● WHAT IS REQUIRED
Give back the full listing, character for character, with no pictures.

● SOURCE DATA
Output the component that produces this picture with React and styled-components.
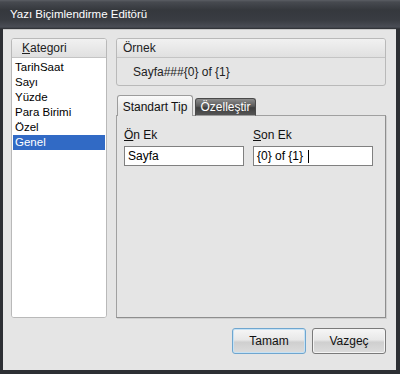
import React from "react";
import styled, { createGlobalStyle } from "styled-components";

const Global = createGlobalStyle`
  html, body { margin: 0; padding: 0; background: #2e3035; }
  body { font-family: "Liberation Sans", Arial, sans-serif; font-size: 11px; color: #000; }
`;

const Window = styled.div`
  width: 400px;
  height: 374px;
  display: flex;
  flex-direction: column;
  background: #2d2f34;
  box-sizing: border-box;
`;

const TitleBar = styled.div`
  height: 29px;
  flex: none;
  display: flex;
  align-items: center;
  padding-left: 10px;
  padding-bottom: 1px;
  box-sizing: border-box;
  color: #fff;
  font-size: 11.5px;
  background: linear-gradient(#5b5e64 0px, #474a50 2px, #35383d 10px, #393c42 20px, #4a4d55 27px, #2b2d31 29px);
`;

const Client = styled.div`
  flex: 1;
  margin: 0 4px 4px 3px;
  background: #e5e5e5;
  display: grid;
  grid-template-columns: 96px 270px;
  grid-template-rows: 280px auto;
  column-gap: 9px;
  padding: 8px 10px 0 8px;
  border-top: 1px solid #c8c8c8;
  box-sizing: border-box;
`;

const Group = styled.div`
  border: 1px solid #b9b9b9;
  border-radius: 3px;
  background: ${p => p.$bg || "#e5e5e5"};
  display: flex;
  flex-direction: column;
  overflow: hidden;
  box-sizing: border-box;
`;

const GroupHeader = styled.div`
  height: 18px;
  flex: none;
  border-bottom: 1px solid #c4c4c4;
  background: linear-gradient(#f1f1f1, #e0e0e0);
  display: flex;
  align-items: center;
  padding-left: ${p => p.$pad || 10}px;
  font-size: 12px;
  color: #222;
`;

const List = styled.div`
  flex: 1;
  background: #fff;
  padding-top: 2px;
  display: flex;
  flex-direction: column;
`;

const Item = styled.div`
  height: 15px;
  line-height: 15px;
  padding-left: 2px;
  margin: 0 1px;
  font-size: 11.5px;
  background: ${p => (p.$sel ? "#316ac5" : "transparent")};
  color: ${p => (p.$sel ? "#fff" : "#000")};
`;

const RightCol = styled.div`
  display: flex;
  flex-direction: column;
`;

const SampleText = styled.div`
  height: 27px;
  display: flex;
  align-items: center;
  padding-left: 16px;
  font-size: 12px;
  color: #222;
`;

const Tabs = styled.div`
  margin-top: 9px;
  display: flex;
  align-items: flex-end;
  padding-left: 1px;
  gap: 2px;
  position: relative;
  z-index: 1;
  margin-bottom: -1px;
`;

const Tab = styled.div`
  height: ${p => (p.$active ? 21 : 18)}px;
  width: ${p => (p.$active ? 76 : 61)}px;
  box-sizing: border-box;
  border: 1px solid ${p => (p.$active ? "#9c9c9c" : "#4a4a4a")};
  border-bottom: ${p => (p.$active ? "none" : "1px solid #9c9c9c")};
  border-radius: 3px 3px 0 0;
  background: ${p =>
    p.$active
      ? "linear-gradient(#fafafa, #e8e8e8 60%, #e5e5e5)"
      : "linear-gradient(#8c8c8c, #5a5a5a 45%, #3e3e3e 55%, #555)"};
  color: ${p => (p.$active ? "#111" : "#fff")};
  font-size: 12px;
  display: flex;
  align-items: center;
  justify-content: center;
  padding-top: ${p => (p.$active ? 1 : 0)}px;
`;

const Panel = styled.div`
  flex: 1;
  border: 1px solid #a0a0a0;
  border-right-color: #8e8e8e;
  border-bottom-color: #8e8e8e;
  box-shadow: 1px 1px 0 #cfcfcf;
  background: #e5e5e5;
  display: grid;
  grid-template-columns: 120px 120px;
  column-gap: 9px;
  align-content: start;
  padding: 12px 0 0 7px;
`;

const Field = styled.div`
  display: flex;
  flex-direction: column;
  gap: 3px;
`;

const Label = styled.div`
  font-size: 12px;
  color: #111;
  height: 15px;
  line-height: 15px;
`;

const TextBox = styled.div`
  height: 20px;
  box-sizing: border-box;
  border: 1px solid #808080;
  background: #fff;
  display: flex;
  align-items: center;
  padding-left: 3px;
  font-size: 12px;
  color: #000;
`;

const Caret = styled.span`
  display: inline-block;
  width: 1px;
  height: 13px;
  background: #000;
  margin-left: 5px;
`;

const Buttons = styled.div`
  grid-column: 1 / 3;
  display: flex;
  justify-content: flex-end;
  gap: 6px;
  padding-top: 10px;
`;

const Button = styled.div`
  width: 74px;
  height: 26px;
  box-sizing: border-box;
  border: 1px solid ${p => (p.$default ? "#6fa6cf" : "#7a7a7a")};
  box-shadow: inset 0 0 0 1px ${p => (p.$default ? "#c6e2f5" : "#f4f4f4")};
  border-radius: 3px;
  background: linear-gradient(#f6f6f6, #e8e8e8 45%, #cfcfcf 55%, #dcdcdc);
  display: flex;
  align-items: center;
  justify-content: center;
  font-size: 12px;
  color: #111;
`;

export default function App() {
  const items = ["TarihSaat", "Sayı", "Yüzde", "Para Birimi", "Özel", "Genel"];
  return (
    <>
      <Global />
      <Window>
        <TitleBar>Yazı Biçimlendirme Editörü</TitleBar>
        <Client>
          <Group $bg="#fff">
            <GroupHeader $pad={10}>
              <span><u>K</u>ategori</span>
            </GroupHeader>
            <List>
              {items.map(it => (
                <Item key={it} $sel={it === "Genel"}>{it}</Item>
              ))}
            </List>
          </Group>
          <RightCol>
            <Group>
              <GroupHeader $pad={6}>Örnek</GroupHeader>
              <SampleText>Sayfa###{"{0}"} of {"{1}"}</SampleText>
            </Group>
            <Tabs>
              <Tab $active>Standart Tip</Tab>
              <Tab>Özelleştir</Tab>
            </Tabs>
            <Panel>
              <Field>
                <Label><u>Ö</u>n Ek</Label>
                <TextBox>Sayfa</TextBox>
              </Field>
              <Field>
                <Label><u>S</u>on Ek</Label>
                <TextBox>{"{0} of {1}"}<Caret /></TextBox>
              </Field>
            </Panel>
          </RightCol>
          <Buttons>
            <Button $default>Tamam</Button>
            <Button>Vazgeç</Button>
          </Buttons>
        </Client>
      </Window>
    </>
  );
}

● EXERCISE OUTPUT
Output the component that produces this picture with React and styled-components.
import React from "react";
import styled, { createGlobalStyle } from "styled-components";

const Global = createGlobalStyle`
  html, body { margin: 0; padding: 0; background: #2e3035; }
  body { font-family: "Liberation Sans", Arial, sans-serif; font-size: 11px; color: #000; }
`;

const Window = styled.div`
  width: 400px;
  height: 374px;
  display: flex;
  flex-direction: column;
  background: #2d2f34;
  box-sizing: border-box;
`;

const TitleBar = styled.div`
  height: 29px;
  flex: none;
  display: flex;
  align-items: center;
  padding-left: 10px;
  padding-bottom: 1px;
  box-sizing: border-box;
  color: #fff;
  font-size: 11.5px;
  background: linear-gradient(#5b5e64 0px, #474a50 2px, #35383d 10px, #393c42 20px, #4a4d55 27px, #2b2d31 29px);
`;

const Client = styled.div`
  flex: 1;
  margin: 0 4px 4px 3px;
  background: #e5e5e5;
  display: grid;
  grid-template-columns: 96px 270px;
  grid-template-rows: 280px auto;
  column-gap: 9px;
  padding: 8px 10px 0 8px;
  border-top: 1px solid #c8c8c8;
  box-sizing: border-box;
`;

const Group = styled.div`
  border: 1px solid #b9b9b9;
  border-radius: 3px;
  background: ${p => p.$bg || "#e5e5e5"};
  display: flex;
  flex-direction: column;
  overflow: hidden;
  box-sizing: border-box;
`;

const GroupHeader = styled.div`
  height: 18px;
  flex: none;
  border-bottom: 1px solid #c4c4c4;
  background: linear-gradient(#f1f1f1, #e0e0e0);
  display: flex;
  align-items: center;
  padding-left: ${p => p.$pad || 10}px;
  font-size: 12px;
  color: #222;
`;

const List = styled.div`
  flex: 1;
  background: #fff;
  padding-top: 2px;
  display: flex;
  flex-direction: column;
`;

const Item = styled.div`
  height: 15px;
  line-height: 15px;
  padding-left: 2px;
  margin: 0 1px;
  font-size: 11.5px;
  background: ${p => (p.$sel ? "#316ac5" : "transparent")};
  color: ${p => (p.$sel ? "#fff" : "#000")};
`;

const RightCol = styled.div`
  display: flex;
  flex-direction: column;
`;

const SampleText = styled.div`
  height: 27px;
  display: flex;
  align-items: center;
  padding-left: 16px;
  font-size: 12px;
  color: #222;
`;

const Tabs = styled.div`
  margin-top: 9px;
  display: flex;
  align-items: flex-end;
  padding-left: 1px;
  gap: 2px;
  position: relative;
  z-index: 1;
  margin-bottom: -1px;
`;

const Tab = styled.div`
  height: ${p => (p.$active ? 21 : 18)}px;
  width: ${p => (p.$active ? 76 : 61)}px;
  box-sizing: border-box;
  border: 1px solid ${p => (p.$active ? "#9c9c9c" : "#4a4a4a")};
  border-bottom: ${p => (p.$active ? "none" : "1px solid #9c9c9c")};
  border-radius: 3px 3px 0 0;
  background: ${p =>
    p.$active
      ? "linear-gradient(#fafafa, #e8e8e8 60%, #e5e5e5)"
      : "linear-gradient(#8c8c8c, #5a5a5a 45%, #3e3e3e 55%, #555)"};
  color: ${p => (p.$active ? "#111" : "#fff")};
  font-size: 12px;
  display: flex;
  align-items: center;
  justify-content: center;
  padding-top: ${p => (p.$active ? 1 : 0)}px;
`;

const Panel = styled.div`
  flex: 1;
  border: 1px solid #a0a0a0;
  border-right-color: #8e8e8e;
  border-bottom-color: #8e8e8e;
  box-shadow: 1px 1px 0 #cfcfcf;
  background: #e5e5e5;
  display: grid;
  grid-template-columns: 120px 120px;
  column-gap: 9px;
  align-content: start;
  padding: 12px 0 0 7px;
`;

const Field = styled.div`
  display: flex;
  flex-direction: column;
  gap: 3px;
`;

const Label = styled.div`
  font-size: 12px;
  color: #111;
  height: 15px;
  line-height: 15px;
`;

const TextBox = styled.div`
  height: 20px;
  box-sizing: border-box;
  border: 1px solid #808080;
  background: #fff;
  display: flex;
  align-items: center;
  padding-left: 3px;
  font-size: 12px;
  color: #000;
`;

const Caret = styled.span`
  display: inline-block;
  width: 1px;
  height: 13px;
  background: #000;
  margin-left: 5px;
`;

const Buttons = styled.div`
  grid-column: 1 / 3;
  display: flex;
  justify-content: flex-end;
  gap: 6px;
  padding-top: 10px;
`;

const Button = styled.div`
  width: 74px;
  height: 26px;
  box-sizing: border-box;
  border: 1px solid ${p => (p.$default ? "#6fa6cf" : "#7a7a7a")};
  box-shadow: inset 0 0 0 1px ${p => (p.$default ? "#c6e2f5" : "#f4f4f4")};
  border-radius: 3px;
  background: linear-gradient(#f6f6f6, #e8e8e8 45%, #cfcfcf 55%, #dcdcdc);
  display: flex;
  align-items: center;
  justify-content: center;
  font-size: 12px;
  color: #111;
`;

export default function App() {
  const items = ["TarihSaat", "Sayı", "Yüzde", "Para Birimi", "Özel", "Genel"];
  return (
    <>
      <Global />
      <Window>
        <TitleBar>Yazı Biçimlendirme Editörü</TitleBar>
        <Client>
          <Group $bg="#fff">
            <GroupHeader $pad={10}>
              <span><u>K</u>ategori</span>
            </GroupHeader>
            <List>
              {items.map(it => (
                <Item key={it} $sel={it === "Genel"}>{it}</Item>
              ))}
            </List>
          </Group>
          <RightCol>
            <Group>
              <GroupHeader $pad={6}>Örnek</GroupHeader>
              <SampleText>Sayfa###{"{0}"} of {"{1}"}</SampleText>
            </Group>
            <Tabs>
              <Tab $active>Standart Tip</Tab>
              <Tab>Özelleştir</Tab>
            </Tabs>
            <Panel>
              <Field>
                <Label><u>Ö</u>n Ek</Label>
                <TextBox>Sayfa</TextBox>
              </Field>
              <Field>
                <Label><u>S</u>on Ek</Label>
                <TextBox>{"{0} of {1}"}<Caret /></TextBox>
              </Field>
            </Panel>
          </RightCol>
          <Buttons>
            <Button $default>Tamam</Button>
            <Button>Vazgeç</Button>
          </Buttons>
        </Client>
      </Window>
    </>
  );
}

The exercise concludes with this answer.